Heute betreibt die BWL-Studentin gemeinsam mit ihrem Freund Benedikt Nyssen eine eigene kleine Greifvogelstation zwischen Köln und Düsseldorf. Mit dem Harris Hawk (Wüstenbussard) Dexter, benannt nach dem TV-Serienkiller Dexter Morgan, fing vor vier Jahren alles an. Inzwischen bereichern auch Harris Hawk Weib Tequila, Weißgesichtseule Linus, Sakerfalke Soraya, Schakalbussard Elise, Andenadler Kayla, Steppenadler Raja und Weißkopfseeadler Milo die Familie.

„Das Faszinierende an der Falknerei ist die einzigartige Mensch-Tier-Beziehung. Der Vogel ist ein freies Geschöpf. Man kann ihn zu nichts zwingen und trotzdem beschließt er, freiwillig mit einem zusammenzuarbeiten“, so Sandra Jung und lädt uns auf einen Reviergang ein.

Auf der Beizjagd erlebe ich, wie meine Vögel ihren natürlichen Instinkten folgen, sehe, wie sie mit Intelligenz und Geschick ihre Beute greifen. Das ist ein Wahnsinns Naturschauspiel!

Sandra Jung

Ein Wahnsinns Naturschauspiel

Im Wald demonstriert sie mit Dexter die sogenannte freie Folge. Bei dieser Jagdart folgt der Bussard Falknerin und Vogelhund „Balu”, ihrem einjährigen HS-Rüden, von Baum zu Baum. „Aus der erhöhten Position hat er einen weiträumigen Überblick und jagt selbst bestimmend”, lässt uns Sandra wissen und schwärmt: „Auf der Beizjagd erlebe ich, wie meine Vögel ihren natürlichen Instinkten folgen, sehe, wie sie mit Intelligenz und Geschick ihre Beute greifen.” Harris Hawks sind die einzigen Greifvögel, die im Verband leben und jagen. „Dadurch sind sie in der Lage, eine besonders enge Bindung zum Menschen aufzubauen.”

Bei der Frage nach ihrem schönsten Erlebnis muss Sandra Jung nicht lange überlegen: „Jeder Jagdflug, jeder Ansitz ist einzigartig.
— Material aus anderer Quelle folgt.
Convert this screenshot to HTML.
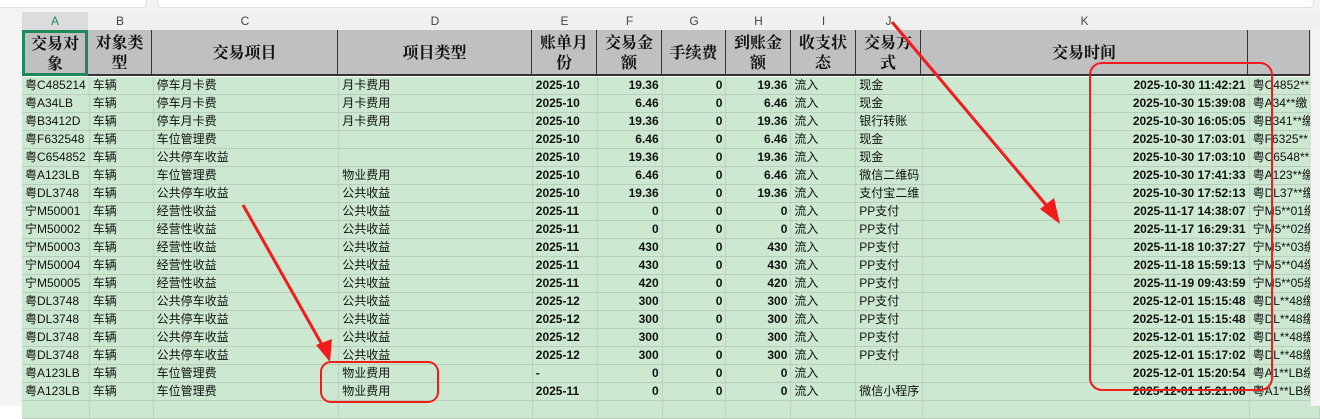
<!DOCTYPE html>
<html><head><meta charset="utf-8"><style>
body{margin:0;width:1320px;height:406px;overflow:hidden;background:#fff;font-family:"Liberation Sans","Noto Sans CJK SC",sans-serif;position:relative}
.top{position:absolute;left:0;top:0;width:1320px;height:12px;background:#f3f3f3}
.top div{position:absolute;top:-6px;height:12px;background:#fff;border:1px solid #ddd;border-radius:4px}
.gut{position:absolute;left:0;top:12px;width:22px;height:394px;background:#f4f4f4;border-right:1px solid #d8d8d8}
.colh{position:absolute;top:12px;height:18px;background:#f0f0f0;border-right:1px solid #dcdcdc;font-size:12px;color:#444;text-align:center;line-height:18px}
.hd{position:absolute;top:30px;height:46px;background:#c0c0c0;border-right:1px solid #333;border-bottom:2px solid #333;box-sizing:border-box;font-family:"Noto Serif CJK SC",serif;font-weight:bold;font-size:16px;line-height:20px;display:flex;align-items:center;justify-content:center;text-align:center;color:#111}
table{position:absolute;left:22px;top:77px;border-collapse:collapse;table-layout:fixed}
td{height:17px;padding:0 3px;border-right:1px solid #bcd3bf;border-bottom:1px solid #b9cdbb;background:#cce8d1;font-size:12px;line-height:17px;white-space:nowrap;overflow:hidden;color:#111}
td.r{text-align:right}td.b{font-weight:bold;font-size:12px}
</style></head><body>
<div class="top"><div style="left:-5px;width:150px"></div><div style="left:157px;width:1155px"></div></div>
<div class="gut"></div>
<div class="colh" style="left:22px;width:66px;background:#dcdcdc;color:#1e8a5a">A</div>
<div class="colh" style="left:88px;width:64px">B</div>
<div class="colh" style="left:152px;width:186px">C</div>
<div class="colh" style="left:338px;width:194px">D</div>
<div class="colh" style="left:532px;width:65px">E</div>
<div class="colh" style="left:597px;width:65px">F</div>
<div class="colh" style="left:662px;width:64px">G</div>
<div class="colh" style="left:726px;width:65px">H</div>
<div class="colh" style="left:791px;width:65px">I</div>
<div class="colh" style="left:856px;width:65px">J</div>
<div class="colh" style="left:921px;width:327px">K</div>
<div class="colh" style="left:1248px;width:72px"></div>
<div class="hd" style="left:22px;width:66px;border:3px solid #1e8a5a">交易对<br>象</div>
<div class="hd" style="left:88px;width:64px">对象类<br>型</div>
<div class="hd" style="left:152px;width:186px">交易项目</div>
<div class="hd" style="left:338px;width:194px">项目类型</div>
<div class="hd" style="left:532px;width:65px">账单月<br>份</div>
<div class="hd" style="left:597px;width:65px">交易金<br>额</div>
<div class="hd" style="left:662px;width:64px">手续费</div>
<div class="hd" style="left:726px;width:65px">到账金<br>额</div>
<div class="hd" style="left:791px;width:65px">收支状<br>态</div>
<div class="hd" style="left:856px;width:65px">交易方<br>式</div>
<div class="hd" style="left:921px;width:327px">交易时间</div>
<div class="hd" style="left:1248px;width:62px"></div>
<table>
<colgroup><col style="width:66px"><col style="width:64px"><col style="width:186px"><col style="width:194px"><col style="width:65px"><col style="width:65px"><col style="width:64px"><col style="width:65px"><col style="width:65px"><col style="width:65px"><col style="width:327px"><col style="width:62px"></colgroup>
<tr><td>粤C485214</td><td>车辆</td><td>停车月卡费</td><td>月卡费用</td><td class="b">2025-10</td><td class="r b">19.36</td><td class="r b">0</td><td class="r b">19.36</td><td>流入</td><td>现金</td><td class="r b">2025-10-30 11:42:21</td><td>粤C4852**</td></tr>
<tr><td>粤A34LB</td><td>车辆</td><td>停车月卡费</td><td>月卡费用</td><td class="b">2025-10</td><td class="r b">6.46</td><td class="r b">0</td><td class="r b">6.46</td><td>流入</td><td>现金</td><td class="r b">2025-10-30 15:39:08</td><td>粤A34**缴</td></tr>
<tr><td>粤B3412D</td><td>车辆</td><td>停车月卡费</td><td>月卡费用</td><td class="b">2025-10</td><td class="r b">19.36</td><td class="r b">0</td><td class="r b">19.36</td><td>流入</td><td>银行转账</td><td class="r b">2025-10-30 16:05:05</td><td>粤B341**缴</td></tr>
<tr><td>粤F632548</td><td>车辆</td><td>车位管理费</td><td></td><td class="b">2025-10</td><td class="r b">6.46</td><td class="r b">0</td><td class="r b">6.46</td><td>流入</td><td>现金</td><td class="r b">2025-10-30 17:03:01</td><td>粤F6325**</td></tr>
<tr><td>粤C654852</td><td>车辆</td><td>公共停车收益</td><td></td><td class="b">2025-10</td><td class="r b">19.36</td><td class="r b">0</td><td class="r b">19.36</td><td>流入</td><td>现金</td><td class="r b">2025-10-30 17:03:10</td><td>粤C6548**</td></tr>
<tr><td>粤A123LB</td><td>车辆</td><td>车位管理费</td><td>物业费用</td><td class="b">2025-10</td><td class="r b">6.46</td><td class="r b">0</td><td class="r b">6.46</td><td>流入</td><td>微信二维码</td><td class="r b">2025-10-30 17:41:33</td><td>粤A123**缴</td></tr>
<tr><td>粤DL3748</td><td>车辆</td><td>公共停车收益</td><td>公共收益</td><td class="b">2025-10</td><td class="r b">19.36</td><td class="r b">0</td><td class="r b">19.36</td><td>流入</td><td>支付宝二维</td><td class="r b">2025-10-30 17:52:13</td><td>粤DL37**缴</td></tr>
<tr><td>宁M50001</td><td>车辆</td><td>经营性收益</td><td>公共收益</td><td class="b">2025-11</td><td class="r b">0</td><td class="r b">0</td><td class="r b">0</td><td>流入</td><td>PP支付</td><td class="r b">2025-11-17 14:38:07</td><td>宁M5**01缴</td></tr>
<tr><td>宁M50002</td><td>车辆</td><td>经营性收益</td><td>公共收益</td><td class="b">2025-11</td><td class="r b">0</td><td class="r b">0</td><td class="r b">0</td><td>流入</td><td>PP支付</td><td class="r b">2025-11-17 16:29:31</td><td>宁M5**02缴</td></tr>
<tr><td>宁M50003</td><td>车辆</td><td>经营性收益</td><td>公共收益</td><td class="b">2025-11</td><td class="r b">430</td><td class="r b">0</td><td class="r b">430</td><td>流入</td><td>PP支付</td><td class="r b">2025-11-18 10:37:27</td><td>宁M5**03缴</td></tr>
<tr><td>宁M50004</td><td>车辆</td><td>经营性收益</td><td>公共收益</td><td class="b">2025-11</td><td class="r b">430</td><td class="r b">0</td><td class="r b">430</td><td>流入</td><td>PP支付</td><td class="r b">2025-11-18 15:59:13</td><td>宁M5**04缴</td></tr>
<tr><td>宁M50005</td><td>车辆</td><td>经营性收益</td><td>公共收益</td><td class="b">2025-11</td><td class="r b">420</td><td class="r b">0</td><td class="r b">420</td><td>流入</td><td>PP支付</td><td class="r b">2025-11-19 09:43:59</td><td>宁M5**05缴</td></tr>
<tr><td>粤DL3748</td><td>车辆</td><td>公共停车收益</td><td>公共收益</td><td class="b">2025-12</td><td class="r b">300</td><td class="r b">0</td><td class="r b">300</td><td>流入</td><td>PP支付</td><td class="r b">2025-12-01 15:15:48</td><td>粤DL**48缴</td></tr>
<tr><td>粤DL3748</td><td>车辆</td><td>公共停车收益</td><td>公共收益</td><td class="b">2025-12</td><td class="r b">300</td><td class="r b">0</td><td class="r b">300</td><td>流入</td><td>PP支付</td><td class="r b">2025-12-01 15:15:48</td><td>粤DL**48缴</td></tr>
<tr><td>粤DL3748</td><td>车辆</td><td>公共停车收益</td><td>公共收益</td><td class="b">2025-12</td><td class="r b">300</td><td class="r b">0</td><td class="r b">300</td><td>流入</td><td>PP支付</td><td class="r b">2025-12-01 15:17:02</td><td>粤DL**48缴</td></tr>
<tr><td>粤DL3748</td><td>车辆</td><td>公共停车收益</td><td>公共收益</td><td class="b">2025-12</td><td class="r b">300</td><td class="r b">0</td><td class="r b">300</td><td>流入</td><td>PP支付</td><td class="r b">2025-12-01 15:17:02</td><td>粤DL**48缴</td></tr>
<tr><td>粤A123LB</td><td>车辆</td><td>车位管理费</td><td>物业费用</td><td class="b">-</td><td class="r b">0</td><td class="r b">0</td><td class="r b">0</td><td>流入</td><td></td><td class="r b">2025-12-01 15:20:54</td><td>粤A1**LB缴</td></tr>
<tr><td>粤A123LB</td><td>车辆</td><td>车位管理费</td><td>物业费用</td><td class="b">2025-11</td><td class="r b">0</td><td class="r b">0</td><td class="r b">0</td><td>流入</td><td>微信小程序</td><td class="r b">2025-12-01 15:21:08</td><td>粤A1**LB缴</td></tr>
<tr><td></td><td></td><td></td><td></td><td></td><td></td><td></td><td></td><td></td><td></td><td></td><td></td></tr>
</table>
<div style="position:absolute;left:1310px;top:30px;width:10px;height:376px;background:#f4f4f4;border-left:1px solid #ddd"></div>
<svg style="position:absolute;left:0;top:0" width="1320" height="406">
<g fill="none" stroke="#f21c1c" stroke-width="2">
<rect x="1090" y="63" width="182" height="327" rx="12"/>
<rect x="321" y="362" width="117" height="40" rx="10"/>
</g>
<g stroke="#f21c1c" stroke-width="3">
<line x1="892" y1="22" x2="1052" y2="212"/>
<line x1="243" y1="205" x2="325" y2="350"/>
</g>
<g fill="#f21c1c">
<polygon points="1060,224 1040,209 1054,198"/>
<polygon points="330,362 316,345 332,339"/>
</g>
</svg>
</body></html>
Es gibt die buntesten Situationen und Momente. Unvergessen bleiben für mich natürlich mein erstes Stück Wild, ein kleiner Spießer in der wunderschönen Eifel, und mein erstes Beizwild mit meinen Dexter. Er fing damals nach mehreren Versuchen seine erste Krähe und ich war unfassbar stolz auf ihn.”